EXCAVATION & QUARRIES
The starting point of the material chain. Massive sand pits, stone quarries, and active gravel works. Operations involve heavy earthmoving, rock breaking, and feeding raw materials into automated screening plants.
At first glance, your screen displays what looks like a high-end digital simulation. It is a deception.
RWS redefines the interface between physical reality and digital control. Everything you see, hear, and control is physically happening. We merge low-latency telemetry with our hardware to transform these models into professional teleoperation platforms. There are no rendering engines here. No simulated physics. You are manipulating a real, physical miniature world.
Real vehicles. Real dirt. Real physics.
Every single click you make has an immediate, physical consequence in the RWS Real World Sandbox.
The end of single-player. The endgame is a persistent, living environment built for simultaneous global interaction. Multiple operators log in to manage interconnected logistics chains.
The excavator mines the gravel, the dumper hauls it to the screening plant, the wheel loader fills the truck, and the truck delivers it to the construction site.

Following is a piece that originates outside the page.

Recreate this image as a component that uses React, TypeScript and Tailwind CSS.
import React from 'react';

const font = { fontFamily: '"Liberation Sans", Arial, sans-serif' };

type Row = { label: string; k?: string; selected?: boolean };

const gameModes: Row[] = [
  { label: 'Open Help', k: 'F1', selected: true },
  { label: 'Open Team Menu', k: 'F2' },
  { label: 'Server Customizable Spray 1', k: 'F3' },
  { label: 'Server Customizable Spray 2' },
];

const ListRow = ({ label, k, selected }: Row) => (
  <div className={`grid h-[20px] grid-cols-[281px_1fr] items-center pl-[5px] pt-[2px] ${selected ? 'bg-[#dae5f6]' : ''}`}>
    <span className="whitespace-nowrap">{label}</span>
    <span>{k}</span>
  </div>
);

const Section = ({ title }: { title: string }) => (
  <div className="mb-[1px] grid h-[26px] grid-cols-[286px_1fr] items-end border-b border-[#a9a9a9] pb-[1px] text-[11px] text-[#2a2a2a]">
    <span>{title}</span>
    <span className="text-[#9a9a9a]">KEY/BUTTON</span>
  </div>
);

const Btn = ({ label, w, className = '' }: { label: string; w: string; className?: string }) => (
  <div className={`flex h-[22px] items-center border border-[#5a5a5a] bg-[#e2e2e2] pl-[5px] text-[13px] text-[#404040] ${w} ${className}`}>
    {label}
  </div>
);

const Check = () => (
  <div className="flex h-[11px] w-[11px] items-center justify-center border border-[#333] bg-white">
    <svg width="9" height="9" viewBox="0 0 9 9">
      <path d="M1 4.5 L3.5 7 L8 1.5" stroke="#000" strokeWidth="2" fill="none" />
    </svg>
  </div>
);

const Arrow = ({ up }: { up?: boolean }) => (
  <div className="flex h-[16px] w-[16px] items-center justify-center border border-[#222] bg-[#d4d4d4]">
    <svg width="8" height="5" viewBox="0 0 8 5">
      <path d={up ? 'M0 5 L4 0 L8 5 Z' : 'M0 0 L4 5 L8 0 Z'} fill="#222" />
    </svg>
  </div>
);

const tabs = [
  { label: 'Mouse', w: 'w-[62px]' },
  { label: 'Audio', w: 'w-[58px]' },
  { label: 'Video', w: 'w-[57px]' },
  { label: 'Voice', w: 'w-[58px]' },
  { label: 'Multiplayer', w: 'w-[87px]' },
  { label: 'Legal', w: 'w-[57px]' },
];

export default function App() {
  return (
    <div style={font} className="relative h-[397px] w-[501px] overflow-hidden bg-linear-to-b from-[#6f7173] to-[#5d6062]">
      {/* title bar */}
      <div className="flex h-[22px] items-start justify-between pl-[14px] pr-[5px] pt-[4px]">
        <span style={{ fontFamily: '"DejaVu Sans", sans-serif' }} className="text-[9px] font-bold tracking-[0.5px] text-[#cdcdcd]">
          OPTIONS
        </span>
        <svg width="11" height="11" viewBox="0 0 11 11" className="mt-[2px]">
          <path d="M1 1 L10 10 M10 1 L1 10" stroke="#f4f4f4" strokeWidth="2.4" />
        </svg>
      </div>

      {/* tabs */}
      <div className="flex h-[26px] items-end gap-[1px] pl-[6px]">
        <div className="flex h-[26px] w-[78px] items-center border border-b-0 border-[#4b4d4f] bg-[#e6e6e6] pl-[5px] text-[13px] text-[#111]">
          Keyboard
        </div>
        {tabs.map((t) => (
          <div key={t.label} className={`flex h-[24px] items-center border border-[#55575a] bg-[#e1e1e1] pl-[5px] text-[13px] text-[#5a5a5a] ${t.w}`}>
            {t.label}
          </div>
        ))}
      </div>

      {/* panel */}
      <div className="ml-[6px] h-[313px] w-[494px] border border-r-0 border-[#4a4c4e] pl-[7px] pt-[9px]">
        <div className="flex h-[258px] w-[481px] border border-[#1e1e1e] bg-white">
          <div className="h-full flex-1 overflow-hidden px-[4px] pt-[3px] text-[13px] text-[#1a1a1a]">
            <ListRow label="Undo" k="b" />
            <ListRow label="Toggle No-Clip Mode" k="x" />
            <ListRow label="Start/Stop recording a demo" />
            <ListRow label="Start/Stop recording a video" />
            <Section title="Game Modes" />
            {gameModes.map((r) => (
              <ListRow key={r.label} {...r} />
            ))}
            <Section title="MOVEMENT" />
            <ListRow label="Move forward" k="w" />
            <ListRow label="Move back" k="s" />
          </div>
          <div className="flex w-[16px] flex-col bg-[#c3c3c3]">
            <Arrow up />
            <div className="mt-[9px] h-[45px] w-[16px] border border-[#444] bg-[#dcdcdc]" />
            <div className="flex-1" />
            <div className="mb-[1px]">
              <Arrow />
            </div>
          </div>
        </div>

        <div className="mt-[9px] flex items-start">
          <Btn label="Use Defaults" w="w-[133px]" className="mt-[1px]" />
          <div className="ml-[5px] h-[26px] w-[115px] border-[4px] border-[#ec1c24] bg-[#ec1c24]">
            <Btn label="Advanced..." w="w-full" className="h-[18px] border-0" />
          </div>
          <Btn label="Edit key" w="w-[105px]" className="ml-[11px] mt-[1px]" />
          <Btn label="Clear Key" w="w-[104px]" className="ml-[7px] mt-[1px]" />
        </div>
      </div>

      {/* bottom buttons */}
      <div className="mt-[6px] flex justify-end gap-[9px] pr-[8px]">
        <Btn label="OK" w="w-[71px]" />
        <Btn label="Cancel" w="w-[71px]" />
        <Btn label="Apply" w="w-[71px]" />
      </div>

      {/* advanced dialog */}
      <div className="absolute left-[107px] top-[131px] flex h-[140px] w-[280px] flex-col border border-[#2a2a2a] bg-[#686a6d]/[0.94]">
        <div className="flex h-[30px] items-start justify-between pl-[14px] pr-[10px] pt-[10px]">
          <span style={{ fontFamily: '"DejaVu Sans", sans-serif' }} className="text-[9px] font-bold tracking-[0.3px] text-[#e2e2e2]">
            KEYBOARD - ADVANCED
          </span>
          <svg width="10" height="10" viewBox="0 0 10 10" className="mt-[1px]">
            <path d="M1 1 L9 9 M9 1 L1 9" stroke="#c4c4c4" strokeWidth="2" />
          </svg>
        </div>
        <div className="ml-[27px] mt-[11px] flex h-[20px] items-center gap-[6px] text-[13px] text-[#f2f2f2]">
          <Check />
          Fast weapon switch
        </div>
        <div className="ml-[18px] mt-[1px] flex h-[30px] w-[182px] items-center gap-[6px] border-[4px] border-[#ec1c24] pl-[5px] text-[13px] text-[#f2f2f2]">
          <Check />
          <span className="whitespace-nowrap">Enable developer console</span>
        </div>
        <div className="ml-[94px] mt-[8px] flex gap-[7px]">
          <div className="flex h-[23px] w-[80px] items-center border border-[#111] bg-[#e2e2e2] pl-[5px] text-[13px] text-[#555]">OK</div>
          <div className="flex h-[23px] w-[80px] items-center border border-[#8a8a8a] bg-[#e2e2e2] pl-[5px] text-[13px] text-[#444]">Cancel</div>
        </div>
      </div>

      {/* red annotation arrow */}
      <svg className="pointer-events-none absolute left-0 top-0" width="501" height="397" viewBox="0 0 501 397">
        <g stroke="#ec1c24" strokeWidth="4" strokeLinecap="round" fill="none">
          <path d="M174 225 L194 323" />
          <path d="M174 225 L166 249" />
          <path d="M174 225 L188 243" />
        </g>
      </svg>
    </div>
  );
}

This is a shared economy with shared consequences. Every action leaves a permanent physical trace.
This environment is not a static diorama. It is a stateful, evolving physical world distributed across multiple highly specialized operational zones:
The starting point of the material chain. Massive sand pits, stone quarries, and active gravel works. Operations involve heavy earthmoving, rock breaking, and feeding raw materials into automated screening plants.

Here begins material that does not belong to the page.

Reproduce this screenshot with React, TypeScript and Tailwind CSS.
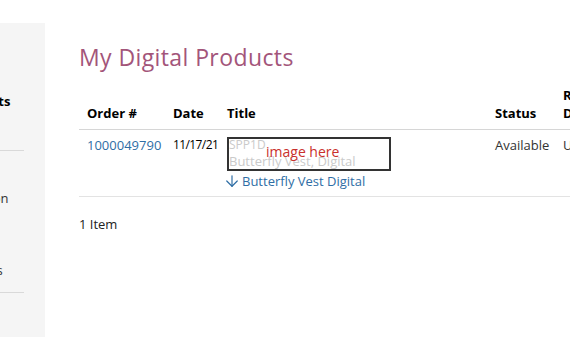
import { ArrowDown } from "lucide-react";

const navTop = ["My Account", "My Digital Products"];
const navBottom = ["Account Information", "My Orders", "Shipping Addresses"];

export default function App() {
  return (
    <div className="flex h-[350px] w-[570px] overflow-hidden bg-white font-['Open_Sans',sans-serif] text-[13px] leading-[18px] text-[#222]">
      {/* Sidebar (cut off at the left edge) */}
      <aside className="shrink-0 pt-[23px]">
        <div className="flex h-[314px] w-[45px] justify-end overflow-hidden bg-[#f5f5f5]">
          <div className="w-[170px] shrink-0 pt-[24px]">
            {navTop.map((item, i) => (
              <div
                key={item}
                className={`flex h-[36px] items-center whitespace-nowrap pl-[9px] ${i === 1 ? "font-bold text-black" : "text-[#333]"}`}
              >
                {item}
              </div>
            ))}
            <div className="mr-[21px] mt-[31px] border-t border-[#d9d9d9]" />
            <div className="mt-[29px]">
              {navBottom.map((item) => (
                <div key={item} className="flex h-[36px] items-center whitespace-nowrap pl-[9px] text-[#333]">
                  {item}
                </div>
              ))}
            </div>
            <div className="mr-[21px] mt-[4px] border-t border-[#d9d9d9]" />
          </div>
        </div>
      </aside>

      {/* Main */}
      <main className="ml-[34px] min-w-0 flex-1 pt-[43px]">
        <h1 className="text-[23px] leading-7 tracking-[0.4px] text-[#a3557a]">My Digital Products</h1>

        <table className="mt-[15px] w-[580px] table-fixed border-collapse">
          <colgroup>
            <col className="w-[86px]" />
            <col className="w-[54px]" />
            <col className="w-[268px]" />
            <col className="w-[68px]" />
            <col className="w-[104px]" />
          </colgroup>
          <thead>
            <tr className="border-b border-[#d6d6d6] align-bottom">
              <th className="pb-[7px] pl-[8px] text-left font-bold text-black">Order #</th>
              <th className="pb-[7px] pl-[8px] text-left font-bold text-black">Date</th>
              <th className="pb-[7px] pl-[8px] text-left font-bold text-black">Title</th>
              <th className="pb-[7px] pl-[8px] text-left font-bold text-black">Status</th>
              <th className="pb-[7px] pl-[8px] text-left font-bold text-black">Remaining Downloads</th>
            </tr>
          </thead>
          <tbody>
            <tr className="border-b border-[#e3e3e3] align-top">
              <td className="pb-[6px] pl-[8px] pt-[6px]">
                <a className="text-[#2f6ea5]">1000049790</a>
              </td>
              <td className="whitespace-nowrap pl-[8px] pt-[6px] text-[12px] tracking-[-0.6px] text-black">11/17/21</td>
              <td className="pb-[6px] pl-[8px] pt-[6px]">
                <div className="relative mt-[1px] h-[34px] w-[164px] overflow-hidden border-2 border-[#333]">
                  <div className="-mt-[3px] whitespace-nowrap leading-[17px] text-[#cacaca]">
                    <div className="text-[12px]">SPP1D</div>
                    <div>Butterfly Vest, Digital</div>
                  </div>
                  <span className="absolute left-[37px] top-[4px] text-[14px] leading-[18px] text-[#c9302c]">image here</span>
                </div>
                <a className="mt-[1px] flex items-center gap-[1px] whitespace-nowrap text-[#2f6ea5]">
                  <ArrowDown size={18} strokeWidth={1.6} className="-ml-[4px] shrink-0" />
                  Butterfly Vest Digital
                </a>
              </td>
              <td className="pl-[8px] pt-[6px] text-[#333]">Available</td>
              <td className="pl-[8px] pt-[6px] text-[#333]">Unlimited</td>
            </tr>
          </tbody>
        </table>

        <p className="mt-[18px] text-[#222]">1 Item</p>
      </main>
    </div>
  );
}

Active building sites and expanding infrastructure. Operators collaborate on road construction, trenching for pipelines, foundation digging, and large-scale structural assembly using tower cranes.
The arteries of the sandbox. Sprawling logistics centers, warehouses, and paved highway networks. Operations focus on precise forklift pallet handling, container loading, and long-haul trucking across the facility.

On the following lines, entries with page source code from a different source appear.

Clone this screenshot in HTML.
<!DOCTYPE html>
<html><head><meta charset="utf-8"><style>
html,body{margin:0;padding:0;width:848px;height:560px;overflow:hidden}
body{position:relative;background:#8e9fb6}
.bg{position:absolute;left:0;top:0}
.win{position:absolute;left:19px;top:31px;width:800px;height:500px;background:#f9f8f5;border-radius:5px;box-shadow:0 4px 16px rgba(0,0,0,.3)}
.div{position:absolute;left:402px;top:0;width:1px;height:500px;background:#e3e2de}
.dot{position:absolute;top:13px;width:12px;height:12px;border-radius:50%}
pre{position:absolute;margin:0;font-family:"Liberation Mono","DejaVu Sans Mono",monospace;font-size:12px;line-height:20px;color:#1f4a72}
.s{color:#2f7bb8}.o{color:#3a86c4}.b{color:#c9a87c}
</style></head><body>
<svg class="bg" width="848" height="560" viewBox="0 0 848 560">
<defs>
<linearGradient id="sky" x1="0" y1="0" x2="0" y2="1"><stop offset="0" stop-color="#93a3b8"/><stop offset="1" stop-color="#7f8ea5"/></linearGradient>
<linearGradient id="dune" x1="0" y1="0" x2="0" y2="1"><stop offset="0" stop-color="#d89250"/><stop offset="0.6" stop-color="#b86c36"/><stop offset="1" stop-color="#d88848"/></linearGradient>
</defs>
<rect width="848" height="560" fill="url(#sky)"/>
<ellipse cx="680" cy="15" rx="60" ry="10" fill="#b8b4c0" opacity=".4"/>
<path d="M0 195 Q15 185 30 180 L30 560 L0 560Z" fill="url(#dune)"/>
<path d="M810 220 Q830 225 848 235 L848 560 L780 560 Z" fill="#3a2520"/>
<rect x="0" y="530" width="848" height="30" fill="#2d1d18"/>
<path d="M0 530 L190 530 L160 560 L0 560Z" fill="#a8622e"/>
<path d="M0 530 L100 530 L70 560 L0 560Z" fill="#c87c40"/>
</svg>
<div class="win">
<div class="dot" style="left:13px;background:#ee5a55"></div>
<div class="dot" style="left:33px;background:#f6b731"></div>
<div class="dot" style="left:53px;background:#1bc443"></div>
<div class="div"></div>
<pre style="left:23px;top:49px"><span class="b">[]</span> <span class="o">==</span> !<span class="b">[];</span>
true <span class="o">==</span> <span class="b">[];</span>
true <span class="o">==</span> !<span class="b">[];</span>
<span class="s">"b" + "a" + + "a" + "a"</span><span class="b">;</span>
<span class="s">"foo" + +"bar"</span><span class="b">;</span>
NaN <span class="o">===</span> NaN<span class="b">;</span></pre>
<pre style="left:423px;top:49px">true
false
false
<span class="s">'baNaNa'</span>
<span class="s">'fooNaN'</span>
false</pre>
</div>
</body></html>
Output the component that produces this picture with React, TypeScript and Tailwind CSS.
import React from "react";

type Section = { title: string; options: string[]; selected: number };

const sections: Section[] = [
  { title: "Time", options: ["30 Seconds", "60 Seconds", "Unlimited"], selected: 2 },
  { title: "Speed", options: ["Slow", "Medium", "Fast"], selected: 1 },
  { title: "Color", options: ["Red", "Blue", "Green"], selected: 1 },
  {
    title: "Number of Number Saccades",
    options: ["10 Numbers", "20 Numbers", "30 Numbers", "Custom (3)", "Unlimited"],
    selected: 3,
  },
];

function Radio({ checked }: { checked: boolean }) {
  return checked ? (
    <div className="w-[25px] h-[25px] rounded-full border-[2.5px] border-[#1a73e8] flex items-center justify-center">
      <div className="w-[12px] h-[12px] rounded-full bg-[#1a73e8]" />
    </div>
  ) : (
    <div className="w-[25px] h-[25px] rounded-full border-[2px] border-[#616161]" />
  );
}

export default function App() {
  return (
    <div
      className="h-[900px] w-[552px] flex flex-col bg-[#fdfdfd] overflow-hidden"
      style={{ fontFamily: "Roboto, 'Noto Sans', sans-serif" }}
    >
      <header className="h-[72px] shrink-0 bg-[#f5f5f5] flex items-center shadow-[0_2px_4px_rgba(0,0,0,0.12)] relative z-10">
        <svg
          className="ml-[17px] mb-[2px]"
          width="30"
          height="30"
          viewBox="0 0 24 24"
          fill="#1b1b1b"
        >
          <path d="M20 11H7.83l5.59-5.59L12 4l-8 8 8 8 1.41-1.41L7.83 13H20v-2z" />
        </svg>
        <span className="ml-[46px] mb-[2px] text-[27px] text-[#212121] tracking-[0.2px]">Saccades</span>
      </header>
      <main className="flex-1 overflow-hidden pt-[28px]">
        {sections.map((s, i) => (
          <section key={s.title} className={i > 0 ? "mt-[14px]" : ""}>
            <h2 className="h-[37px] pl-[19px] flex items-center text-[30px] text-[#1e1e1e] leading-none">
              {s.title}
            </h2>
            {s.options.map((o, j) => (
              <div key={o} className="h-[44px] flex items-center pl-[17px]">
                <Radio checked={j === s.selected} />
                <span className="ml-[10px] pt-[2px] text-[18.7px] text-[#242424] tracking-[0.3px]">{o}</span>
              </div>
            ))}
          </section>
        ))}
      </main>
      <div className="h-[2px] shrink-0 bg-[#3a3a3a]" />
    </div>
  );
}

A dedicated highway maintenance depot (Bauhof). Operations involve road repair, sweeping, bridge inspections, and heavy recovery towing for vehicles that have rolled over or become stuck in extreme terrain.
Active farming zones and timber logistics. Operations include plowing fields, PTO-driven agricultural tasks, and a complete physical supply chain moving logs from the forest yard to functional sawmills.
Dynamic, unpredictable sandbox events. Clearing simulated rockslides, removing fallen timber from transport routes, and hazardous material cleanup requiring specialized equipment.
In a digital game, the server resets. In RWS, nothing resets — unless it is physically designed to.
To enable continuous 24/7 operation without manual human intervention, the environment relies on gravity-fed return systems, hidden conveyor loops, and passive material reset mechanics. The world keeps running.
RWS is currently an experimental playground — but the architecture is built to scale.
An AI-assisted control layer is in development to handle object tracking, camera automation, and load stabilization. This teleoperation backbone extends far beyond the sandbox. It serves as a blueprint for remote inspection systems, hazardous environment robotics, and large-scale tele-operated industrial fleets.